Task goal
Find and copy each line of the records where the string "that" shows up.

Records shown

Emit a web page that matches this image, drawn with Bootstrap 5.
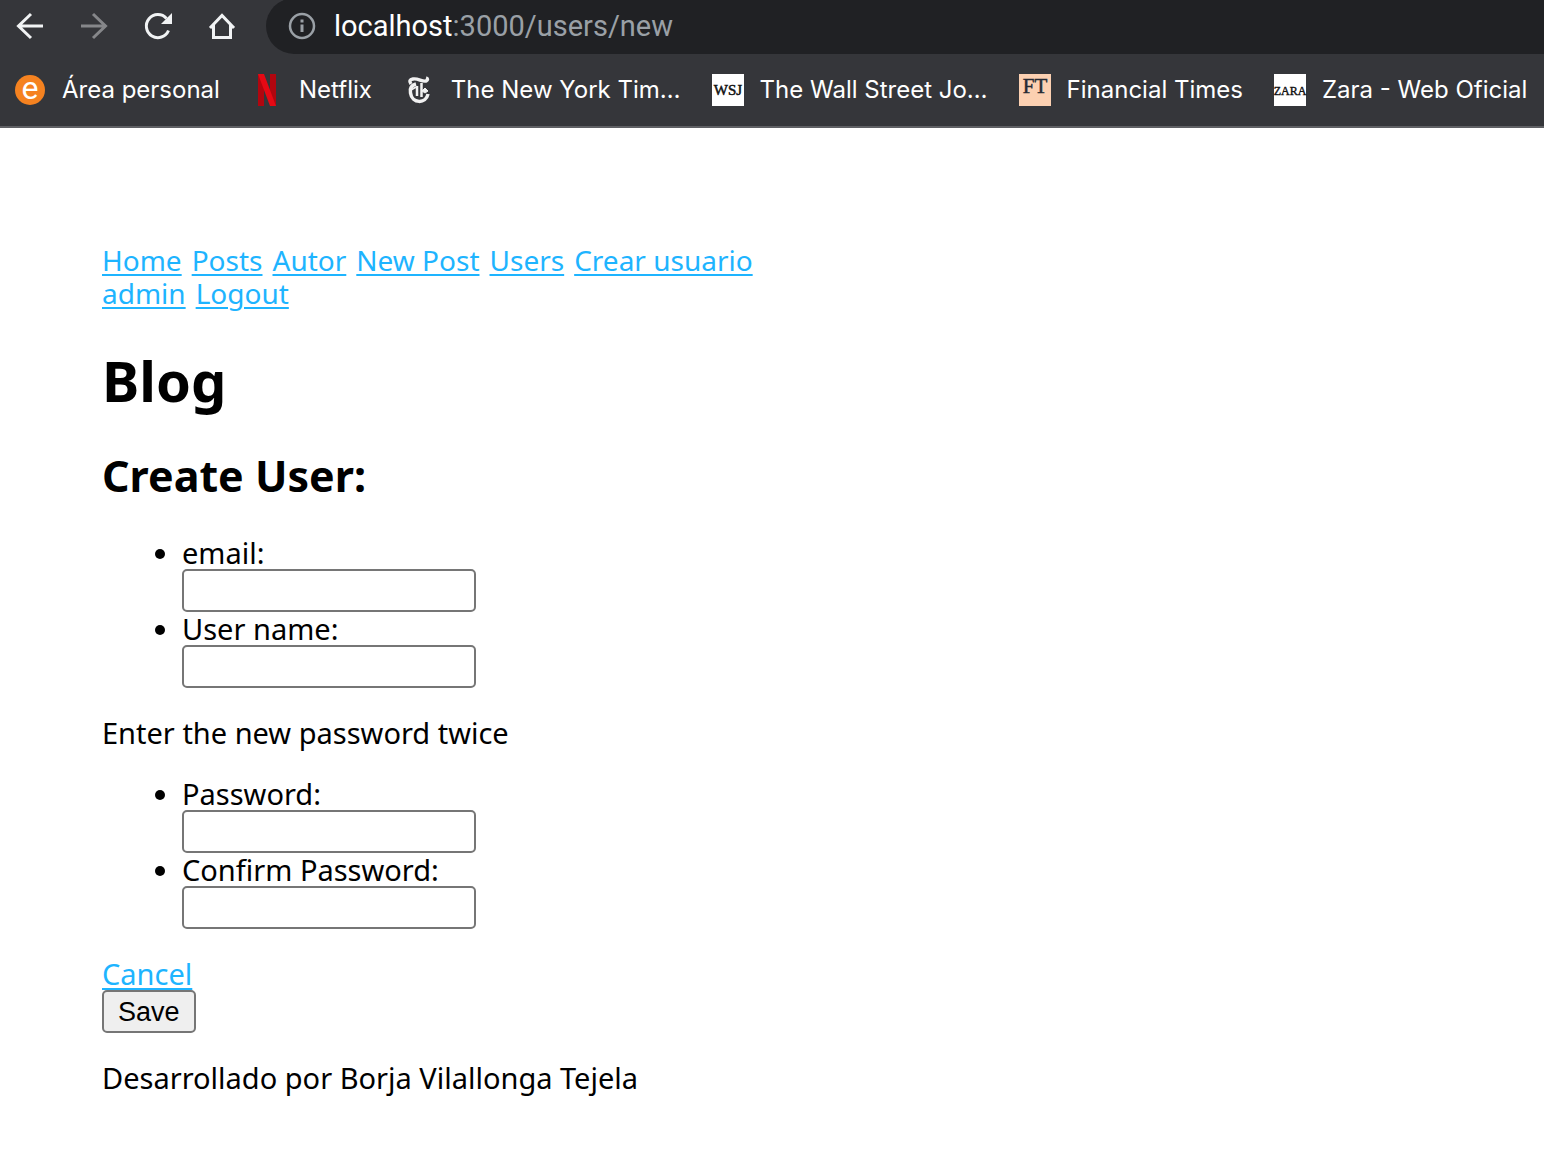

--

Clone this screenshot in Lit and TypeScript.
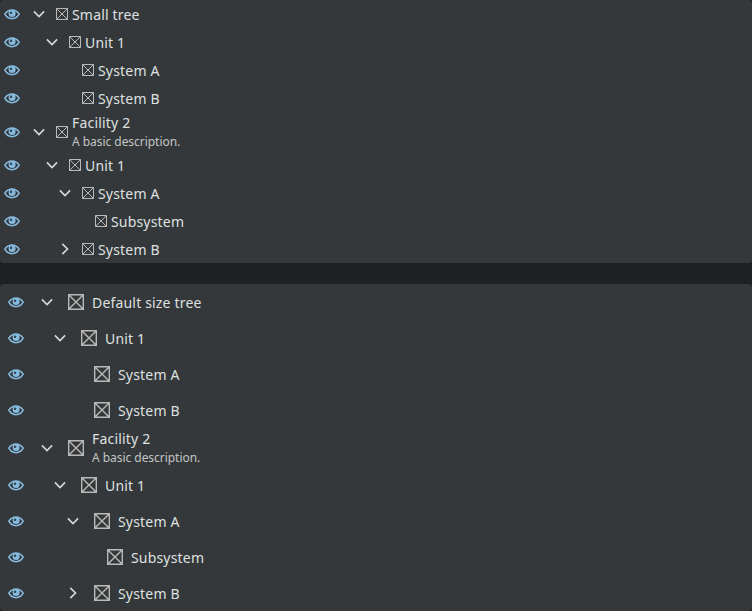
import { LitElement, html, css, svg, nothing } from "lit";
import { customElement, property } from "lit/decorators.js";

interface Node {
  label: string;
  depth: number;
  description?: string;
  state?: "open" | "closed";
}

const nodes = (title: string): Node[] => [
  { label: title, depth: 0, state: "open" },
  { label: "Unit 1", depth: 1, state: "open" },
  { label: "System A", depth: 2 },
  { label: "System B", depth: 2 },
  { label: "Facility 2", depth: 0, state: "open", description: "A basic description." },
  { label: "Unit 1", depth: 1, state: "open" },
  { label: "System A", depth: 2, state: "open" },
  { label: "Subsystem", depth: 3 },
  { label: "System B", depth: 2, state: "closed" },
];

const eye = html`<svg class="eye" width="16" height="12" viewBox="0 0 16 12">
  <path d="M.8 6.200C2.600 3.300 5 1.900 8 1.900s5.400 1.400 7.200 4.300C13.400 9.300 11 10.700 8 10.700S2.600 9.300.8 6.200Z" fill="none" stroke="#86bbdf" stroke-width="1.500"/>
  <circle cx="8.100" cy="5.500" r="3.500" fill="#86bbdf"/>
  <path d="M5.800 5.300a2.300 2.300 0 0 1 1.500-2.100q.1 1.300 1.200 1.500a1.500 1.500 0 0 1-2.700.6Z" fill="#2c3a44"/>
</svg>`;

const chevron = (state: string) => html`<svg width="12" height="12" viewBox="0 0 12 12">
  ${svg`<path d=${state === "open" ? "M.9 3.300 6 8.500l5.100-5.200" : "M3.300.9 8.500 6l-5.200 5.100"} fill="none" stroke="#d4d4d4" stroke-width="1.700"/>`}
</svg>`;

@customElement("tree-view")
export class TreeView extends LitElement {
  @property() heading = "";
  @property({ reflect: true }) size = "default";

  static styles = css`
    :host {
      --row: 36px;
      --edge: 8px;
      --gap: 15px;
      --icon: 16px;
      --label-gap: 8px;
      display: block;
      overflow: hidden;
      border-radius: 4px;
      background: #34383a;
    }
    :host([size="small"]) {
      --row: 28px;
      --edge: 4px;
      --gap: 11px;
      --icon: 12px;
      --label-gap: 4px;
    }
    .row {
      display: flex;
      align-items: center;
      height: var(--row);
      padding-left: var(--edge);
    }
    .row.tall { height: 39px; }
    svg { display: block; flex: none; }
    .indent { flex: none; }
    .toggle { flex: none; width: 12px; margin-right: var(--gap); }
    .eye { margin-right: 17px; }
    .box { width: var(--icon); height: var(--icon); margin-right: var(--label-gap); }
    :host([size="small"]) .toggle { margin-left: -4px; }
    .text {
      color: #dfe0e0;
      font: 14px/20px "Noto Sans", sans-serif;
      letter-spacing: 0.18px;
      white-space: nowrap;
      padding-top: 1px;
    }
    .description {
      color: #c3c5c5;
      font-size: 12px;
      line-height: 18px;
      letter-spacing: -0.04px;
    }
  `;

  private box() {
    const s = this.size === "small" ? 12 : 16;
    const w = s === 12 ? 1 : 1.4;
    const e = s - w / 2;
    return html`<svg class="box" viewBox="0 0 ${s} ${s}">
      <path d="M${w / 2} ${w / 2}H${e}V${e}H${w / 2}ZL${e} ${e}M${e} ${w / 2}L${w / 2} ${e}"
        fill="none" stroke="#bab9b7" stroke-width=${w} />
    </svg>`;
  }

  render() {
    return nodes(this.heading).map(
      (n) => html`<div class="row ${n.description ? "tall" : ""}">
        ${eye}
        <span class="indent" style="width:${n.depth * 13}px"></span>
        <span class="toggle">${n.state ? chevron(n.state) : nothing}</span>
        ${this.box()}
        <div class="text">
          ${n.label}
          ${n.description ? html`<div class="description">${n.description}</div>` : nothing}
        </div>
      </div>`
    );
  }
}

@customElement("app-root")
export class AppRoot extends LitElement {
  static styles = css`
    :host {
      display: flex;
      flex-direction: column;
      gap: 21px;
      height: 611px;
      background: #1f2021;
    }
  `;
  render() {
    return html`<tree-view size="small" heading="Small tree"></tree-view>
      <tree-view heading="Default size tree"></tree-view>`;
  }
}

==

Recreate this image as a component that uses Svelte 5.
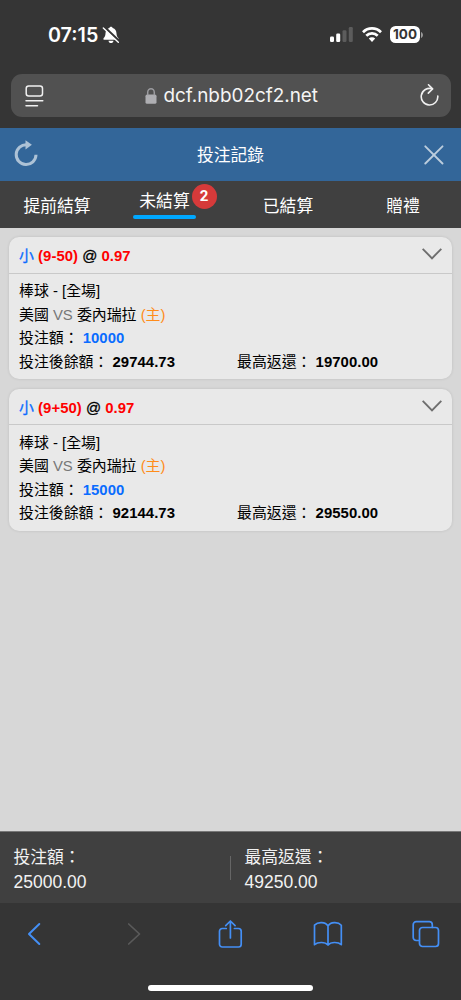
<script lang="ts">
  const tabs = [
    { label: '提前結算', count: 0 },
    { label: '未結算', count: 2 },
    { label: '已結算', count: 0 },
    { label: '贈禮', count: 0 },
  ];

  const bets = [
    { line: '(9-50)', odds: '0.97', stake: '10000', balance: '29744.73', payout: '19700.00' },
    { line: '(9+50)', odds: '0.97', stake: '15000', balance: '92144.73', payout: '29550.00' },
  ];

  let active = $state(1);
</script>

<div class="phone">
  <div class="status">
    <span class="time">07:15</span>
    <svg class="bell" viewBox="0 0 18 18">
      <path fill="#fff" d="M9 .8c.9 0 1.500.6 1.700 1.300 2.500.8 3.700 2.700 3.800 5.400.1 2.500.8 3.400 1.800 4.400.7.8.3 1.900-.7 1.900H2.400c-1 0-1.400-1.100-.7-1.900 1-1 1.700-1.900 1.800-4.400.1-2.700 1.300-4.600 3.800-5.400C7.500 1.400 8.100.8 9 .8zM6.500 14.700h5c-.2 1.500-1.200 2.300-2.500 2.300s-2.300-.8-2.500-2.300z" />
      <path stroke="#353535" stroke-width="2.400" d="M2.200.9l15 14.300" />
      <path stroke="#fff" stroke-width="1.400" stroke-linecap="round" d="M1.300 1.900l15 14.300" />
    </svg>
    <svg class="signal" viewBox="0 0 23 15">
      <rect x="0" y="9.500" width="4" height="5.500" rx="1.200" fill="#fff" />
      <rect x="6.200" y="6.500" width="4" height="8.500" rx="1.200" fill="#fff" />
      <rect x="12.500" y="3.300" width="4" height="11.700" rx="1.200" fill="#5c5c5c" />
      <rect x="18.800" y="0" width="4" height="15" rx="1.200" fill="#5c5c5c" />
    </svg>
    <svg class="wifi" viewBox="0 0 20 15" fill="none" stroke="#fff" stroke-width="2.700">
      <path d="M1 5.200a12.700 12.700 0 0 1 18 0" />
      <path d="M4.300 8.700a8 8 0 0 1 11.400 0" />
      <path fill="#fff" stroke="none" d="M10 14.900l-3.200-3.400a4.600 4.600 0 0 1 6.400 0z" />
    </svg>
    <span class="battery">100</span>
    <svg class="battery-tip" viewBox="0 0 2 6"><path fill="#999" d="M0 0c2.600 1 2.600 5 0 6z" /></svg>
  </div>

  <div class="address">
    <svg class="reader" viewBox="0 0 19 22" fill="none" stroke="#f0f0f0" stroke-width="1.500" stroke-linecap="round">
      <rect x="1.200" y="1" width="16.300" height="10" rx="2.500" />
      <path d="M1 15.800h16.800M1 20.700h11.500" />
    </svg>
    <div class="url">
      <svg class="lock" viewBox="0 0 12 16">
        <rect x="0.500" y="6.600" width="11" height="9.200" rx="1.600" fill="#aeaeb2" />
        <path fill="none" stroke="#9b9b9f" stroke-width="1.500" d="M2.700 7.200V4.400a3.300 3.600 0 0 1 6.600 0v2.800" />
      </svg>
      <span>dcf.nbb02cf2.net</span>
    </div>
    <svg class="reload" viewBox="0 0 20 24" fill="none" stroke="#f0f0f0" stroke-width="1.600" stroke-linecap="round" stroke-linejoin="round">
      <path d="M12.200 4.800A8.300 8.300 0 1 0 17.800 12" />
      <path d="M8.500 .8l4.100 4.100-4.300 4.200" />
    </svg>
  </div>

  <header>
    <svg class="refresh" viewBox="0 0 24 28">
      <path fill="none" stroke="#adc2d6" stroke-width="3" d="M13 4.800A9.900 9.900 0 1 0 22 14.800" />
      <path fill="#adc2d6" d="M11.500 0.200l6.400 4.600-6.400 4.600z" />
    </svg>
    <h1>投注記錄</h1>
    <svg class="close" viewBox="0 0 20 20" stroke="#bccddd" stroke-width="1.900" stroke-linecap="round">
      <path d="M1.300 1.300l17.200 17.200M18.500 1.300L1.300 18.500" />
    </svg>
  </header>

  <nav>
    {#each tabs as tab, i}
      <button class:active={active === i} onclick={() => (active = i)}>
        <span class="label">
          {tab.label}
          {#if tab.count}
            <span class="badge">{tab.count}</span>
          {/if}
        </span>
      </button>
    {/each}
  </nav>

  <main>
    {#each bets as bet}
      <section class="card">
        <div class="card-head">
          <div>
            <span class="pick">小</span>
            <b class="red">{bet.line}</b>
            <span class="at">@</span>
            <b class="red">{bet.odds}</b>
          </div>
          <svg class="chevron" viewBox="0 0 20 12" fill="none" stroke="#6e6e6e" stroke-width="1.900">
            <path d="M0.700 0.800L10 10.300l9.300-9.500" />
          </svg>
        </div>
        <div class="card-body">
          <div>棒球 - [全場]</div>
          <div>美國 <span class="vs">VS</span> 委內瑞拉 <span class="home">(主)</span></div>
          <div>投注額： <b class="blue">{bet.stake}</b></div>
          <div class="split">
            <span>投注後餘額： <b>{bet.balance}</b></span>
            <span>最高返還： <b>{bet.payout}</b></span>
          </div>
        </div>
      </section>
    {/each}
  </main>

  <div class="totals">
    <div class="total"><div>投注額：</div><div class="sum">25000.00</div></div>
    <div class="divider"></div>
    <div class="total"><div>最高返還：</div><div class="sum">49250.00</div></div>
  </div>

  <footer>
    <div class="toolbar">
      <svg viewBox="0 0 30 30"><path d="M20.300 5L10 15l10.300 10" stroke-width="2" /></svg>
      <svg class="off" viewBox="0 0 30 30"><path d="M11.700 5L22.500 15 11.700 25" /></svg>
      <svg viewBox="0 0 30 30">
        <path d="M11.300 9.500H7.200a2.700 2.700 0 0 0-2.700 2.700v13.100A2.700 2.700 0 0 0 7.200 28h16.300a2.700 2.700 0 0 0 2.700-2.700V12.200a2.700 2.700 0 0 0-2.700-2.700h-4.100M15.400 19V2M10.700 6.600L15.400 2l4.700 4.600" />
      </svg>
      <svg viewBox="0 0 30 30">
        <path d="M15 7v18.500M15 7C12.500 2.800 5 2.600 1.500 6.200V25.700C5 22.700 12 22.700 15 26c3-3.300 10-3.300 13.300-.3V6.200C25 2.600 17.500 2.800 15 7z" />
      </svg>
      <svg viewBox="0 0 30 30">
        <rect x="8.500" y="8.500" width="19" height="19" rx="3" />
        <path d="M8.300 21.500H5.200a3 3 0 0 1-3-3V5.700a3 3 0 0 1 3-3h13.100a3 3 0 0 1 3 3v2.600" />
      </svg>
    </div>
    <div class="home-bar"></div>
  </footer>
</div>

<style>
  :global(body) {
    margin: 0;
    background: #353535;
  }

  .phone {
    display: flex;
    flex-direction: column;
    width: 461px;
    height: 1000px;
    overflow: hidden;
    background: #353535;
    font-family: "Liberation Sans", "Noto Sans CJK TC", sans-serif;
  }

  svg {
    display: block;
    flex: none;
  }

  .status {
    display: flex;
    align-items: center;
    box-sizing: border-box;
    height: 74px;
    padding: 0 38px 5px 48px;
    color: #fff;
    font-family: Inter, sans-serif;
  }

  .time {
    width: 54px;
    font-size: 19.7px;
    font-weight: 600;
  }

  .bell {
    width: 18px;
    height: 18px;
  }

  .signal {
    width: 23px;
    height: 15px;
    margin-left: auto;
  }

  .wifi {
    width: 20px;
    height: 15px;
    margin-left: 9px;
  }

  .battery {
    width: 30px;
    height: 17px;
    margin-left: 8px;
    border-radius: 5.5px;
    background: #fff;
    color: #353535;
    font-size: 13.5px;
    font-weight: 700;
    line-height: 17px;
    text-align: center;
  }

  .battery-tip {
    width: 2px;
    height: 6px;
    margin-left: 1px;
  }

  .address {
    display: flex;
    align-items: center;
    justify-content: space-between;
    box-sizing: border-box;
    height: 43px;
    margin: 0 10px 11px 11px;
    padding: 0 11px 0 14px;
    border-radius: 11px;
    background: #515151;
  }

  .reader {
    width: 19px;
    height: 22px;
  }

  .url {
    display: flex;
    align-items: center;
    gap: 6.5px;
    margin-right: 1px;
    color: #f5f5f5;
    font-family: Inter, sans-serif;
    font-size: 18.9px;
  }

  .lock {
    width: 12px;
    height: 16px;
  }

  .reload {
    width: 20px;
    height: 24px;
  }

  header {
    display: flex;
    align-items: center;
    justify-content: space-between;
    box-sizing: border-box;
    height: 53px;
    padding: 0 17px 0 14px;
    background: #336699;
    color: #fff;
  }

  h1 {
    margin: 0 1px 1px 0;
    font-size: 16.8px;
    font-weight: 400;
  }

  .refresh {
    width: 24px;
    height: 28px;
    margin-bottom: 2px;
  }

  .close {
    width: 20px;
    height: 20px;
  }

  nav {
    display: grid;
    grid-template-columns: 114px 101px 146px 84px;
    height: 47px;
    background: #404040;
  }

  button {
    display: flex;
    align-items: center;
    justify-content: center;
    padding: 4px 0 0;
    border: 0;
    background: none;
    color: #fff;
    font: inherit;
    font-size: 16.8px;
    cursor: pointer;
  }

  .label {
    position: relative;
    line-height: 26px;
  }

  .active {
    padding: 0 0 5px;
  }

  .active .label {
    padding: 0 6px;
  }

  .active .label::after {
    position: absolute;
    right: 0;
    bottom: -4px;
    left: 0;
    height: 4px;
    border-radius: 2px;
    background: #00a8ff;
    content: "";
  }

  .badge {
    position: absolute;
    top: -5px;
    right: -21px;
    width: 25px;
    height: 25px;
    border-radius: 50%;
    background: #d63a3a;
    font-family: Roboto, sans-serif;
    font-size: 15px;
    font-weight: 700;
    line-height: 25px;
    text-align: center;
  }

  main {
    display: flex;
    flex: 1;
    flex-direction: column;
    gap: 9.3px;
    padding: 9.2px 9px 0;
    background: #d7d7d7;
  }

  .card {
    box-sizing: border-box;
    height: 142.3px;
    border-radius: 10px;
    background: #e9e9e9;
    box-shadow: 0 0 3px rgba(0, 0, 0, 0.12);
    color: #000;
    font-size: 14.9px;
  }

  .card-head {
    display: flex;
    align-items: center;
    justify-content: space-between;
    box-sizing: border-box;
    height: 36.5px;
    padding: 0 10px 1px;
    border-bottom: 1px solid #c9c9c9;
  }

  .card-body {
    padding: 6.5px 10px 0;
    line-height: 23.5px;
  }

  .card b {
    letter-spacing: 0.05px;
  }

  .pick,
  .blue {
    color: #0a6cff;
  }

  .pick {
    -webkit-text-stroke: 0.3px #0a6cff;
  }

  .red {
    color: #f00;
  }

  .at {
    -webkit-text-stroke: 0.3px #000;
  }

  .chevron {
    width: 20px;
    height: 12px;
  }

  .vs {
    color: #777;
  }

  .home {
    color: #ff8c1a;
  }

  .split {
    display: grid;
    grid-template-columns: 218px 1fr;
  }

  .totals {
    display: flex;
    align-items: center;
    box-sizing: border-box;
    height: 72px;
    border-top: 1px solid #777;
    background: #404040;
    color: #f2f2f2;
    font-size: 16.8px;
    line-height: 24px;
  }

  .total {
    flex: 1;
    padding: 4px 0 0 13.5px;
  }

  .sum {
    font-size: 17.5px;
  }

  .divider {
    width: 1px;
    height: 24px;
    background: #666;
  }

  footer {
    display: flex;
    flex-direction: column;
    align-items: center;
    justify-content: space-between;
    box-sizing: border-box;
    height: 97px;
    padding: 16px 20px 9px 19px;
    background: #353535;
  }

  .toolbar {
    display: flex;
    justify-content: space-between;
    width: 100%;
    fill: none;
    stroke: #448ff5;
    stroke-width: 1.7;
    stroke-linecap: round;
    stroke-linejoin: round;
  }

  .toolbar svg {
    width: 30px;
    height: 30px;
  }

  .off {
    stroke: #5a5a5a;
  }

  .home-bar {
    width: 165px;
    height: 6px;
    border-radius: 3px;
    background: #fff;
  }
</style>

Output below
Emit a web page that matches this image, drawn with Bootstrap 5.
Recreate this image as a component that uses Svelte 5.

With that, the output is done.